Task:
Tell how many lines have the string "that" in them, and write nothing besides the number.

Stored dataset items
========================================================================

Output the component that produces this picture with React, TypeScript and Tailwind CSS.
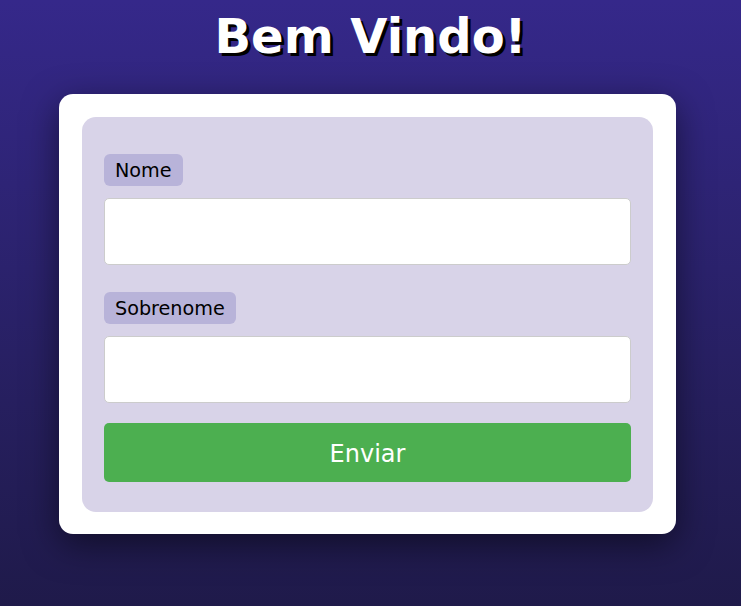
function Field({ label }: { label: string }) {
  return (
    <div className="flex flex-col items-start">
      <label className="bg-[#b8b3d9] text-black text-[19.2px] leading-[22px] px-[11px] pt-[6px] pb-[4px] rounded-[6px]">
        {label}
      </label>
      <input
        type="text"
        className="mt-[12px] w-full h-[67px] bg-white border border-[#cccccc] rounded-[5px] px-3 text-[18px] outline-none"
      />
    </div>
  );
}

export default function App() {
  return (
    <div
      className="min-h-[606px] w-full bg-gradient-to-b from-[#35288a] to-[#1f1a4a] overflow-hidden"
      style={{ fontFamily: '"DejaVu Sans", Verdana, sans-serif' }}
    >
      <h1 className="pt-[8px] text-center text-white text-[48px] leading-[56px] font-bold [text-shadow:3px_3px_0_#000]">
        Bem Vindo!
      </h1>

      <div className="mt-[30px] ml-[59px] w-[617px] bg-white rounded-[14px] p-[23px] pb-[22px] shadow-[0_10px_35px_rgba(0,0,0,0.5)]">
        <form
          className="bg-[#d8d3e8] rounded-[14px] px-[22px] pt-[37px] pb-[30px] flex flex-col"
          onSubmit={(e) => e.preventDefault()}
        >
          <Field label="Nome" />
          <div className="mt-[27px]">
            <Field label="Sobrenome" />
          </div>
          <button
            type="submit"
            className="mt-[20px] h-[59px] w-full bg-[#4caf50] text-white text-[24px] pt-[2px] rounded-[5px]"
          >
            Enviar
          </button>
        </form>
      </div>
    </div>
  );
}
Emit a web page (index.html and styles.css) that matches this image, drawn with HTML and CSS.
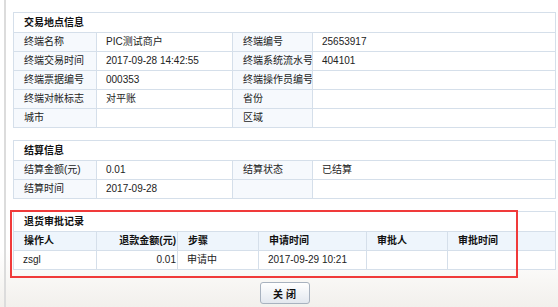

========================================================================

Solution:
2